Today's mail contained a federal notice about my tax-relief check. The check itself is "in the mail," but I can already feel my consumer sentiment surging with anticipation. I hope you feel the same way.
As Congress worked its way through this latest tax-relief legislation, each member of Congress surely understood the great benefits of quick action to our economy. Unfortunately, a lot of little glitches, each inserting its own delay into the process, tend to get in the way of such legislation. As a result, I tend to visualize our government as a sort of huge, lumbering, dopey example of Brownian motion.
If Congress invented negative-delay legislation, it might improve its reputation for alacrity. How about a law mandating that we all act as if the government sent the checks in February? Sounds ridiculous, and it is, because it violates the principle of causality. The rules of physical causality assert that you cannot react until something happens.

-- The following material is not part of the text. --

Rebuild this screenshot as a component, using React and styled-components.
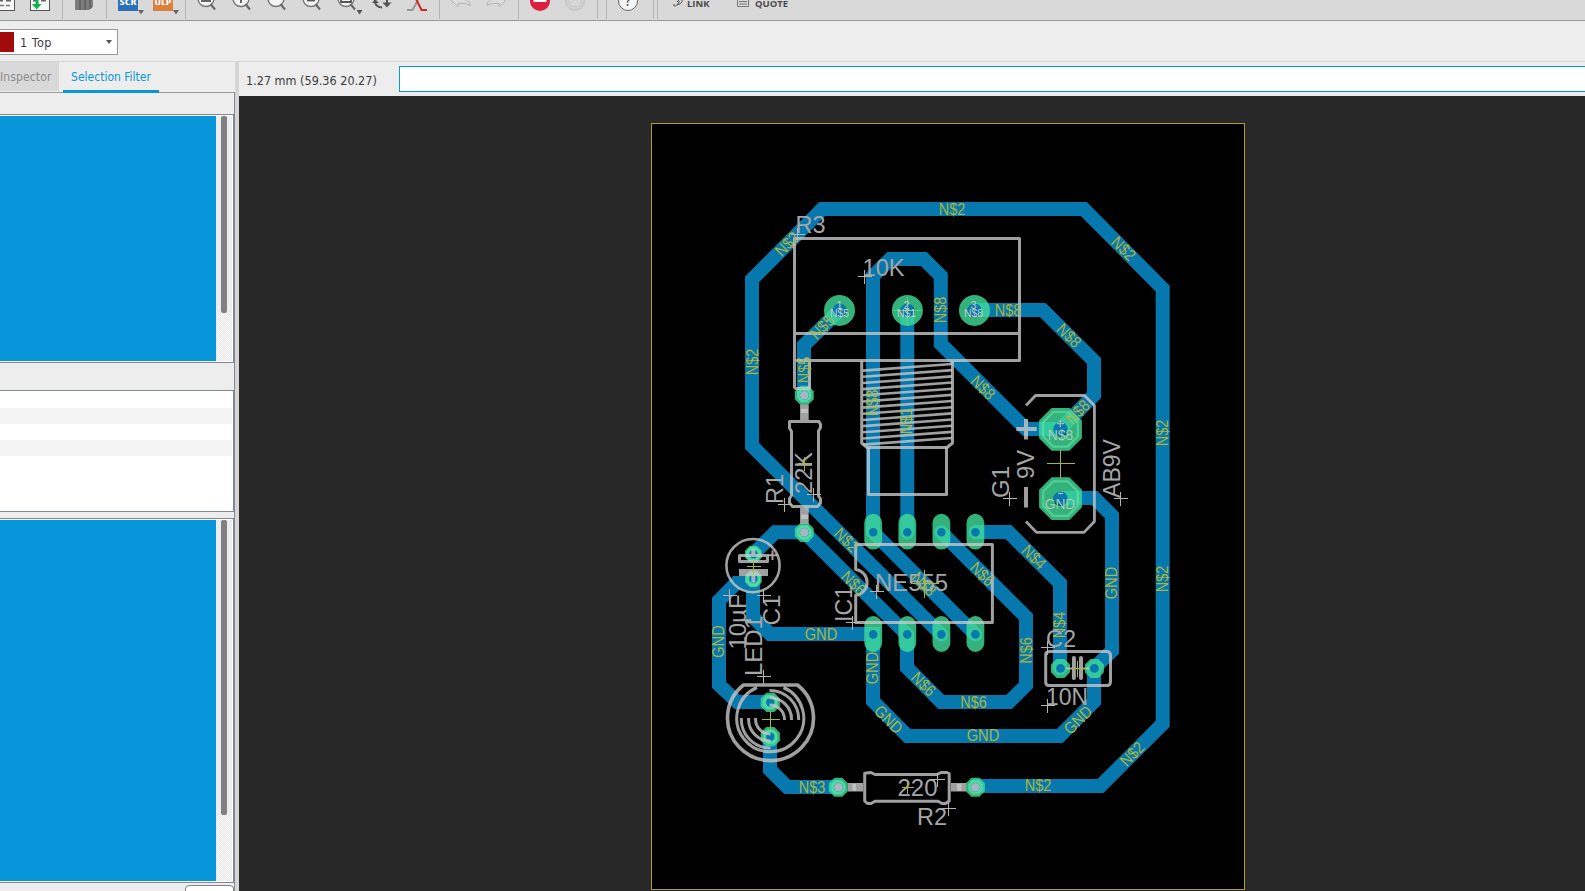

Similarly in digital logic, the rule of causality prohibits the existence of a negative-delay circuit. An information theorist puts the issue this way: "How could a negative-delay circuit know what to do before its inputs have changed?" His information-theoretic argument makes sense in the context of a general digital signal that actually incorporates useful information, but it does not apply to an information-free signal. An information-free signal is one for which no ongoing information, other than a fixed set of initial parameters, is required to reconstruct the signal. The rules of causality do not apply to information-free signals, because you can always use the initial parameters to predict what the signal will do next.
Before you dismiss this article as nonsense, let me point out that the class of information-free signals includes all repetitive signals. A prime example of a repetitive, information-free signal is your clock signal. The observation that causality does not apply to information-free signals means, in simple terms, that you can actually make a negative-delay circuit for your clock.
Figure 1 reveals how to make a negative-delay clock repeater, which is really just a positive-delay circuit with a delay u set to a little less than one clock period. If your clock period is t, then delaying the clock by a positive amount, u, appears, for all practical purposes, the same as advancing the clock by amount t–u.
You can easily implement a negative clock delay by using a coaxial cable of a suitable length. For a clock period of 10 nsec (100 MHz), a small negative delay would comprise one coaxial cable measuring approximately 6 ft, depending on the exact propagation velocity of the cable and the amount of negative delay you want. A 6-ft cable, although impractical for a shippable product, might be eminently serviceable in your test laboratory as a way to advance a clock signal.
A good test plan for any digital product should include a provision for inserting a variable delay in series with each clock load in the clock-distribution tree. The delay might comprise two sections: a (negative) fixed delay equivalent to a 10 percent advancement of the clock period plus a variable positive delay of 0 to 20 percent of the clock period. With these two elements in series, you can fine-tune each clock by ±10around its nominal value.
The variable-delay insertion point can be as simple as a 0-Ω resistor located somewhere along the path for each clock load. For testing, you remove the resistor and use its pads to hand-solder ultraminiature coaxial cables coming out from and returning to the circuit under test. Remember to associate a pair of ground vias near the resistor pads for soldering the coaxial shield.
Negative delays can be useful in real life, too. Suppose you change your mind about someone you helped elect to Congress. Wouldn't you like to recast your old vote retroactively through a negative-delay voting service? That would be wonderful.
According to the laws of information theory, a retroactive voting service should theoretically be possible if you have a repetitive, information-free Congressperson.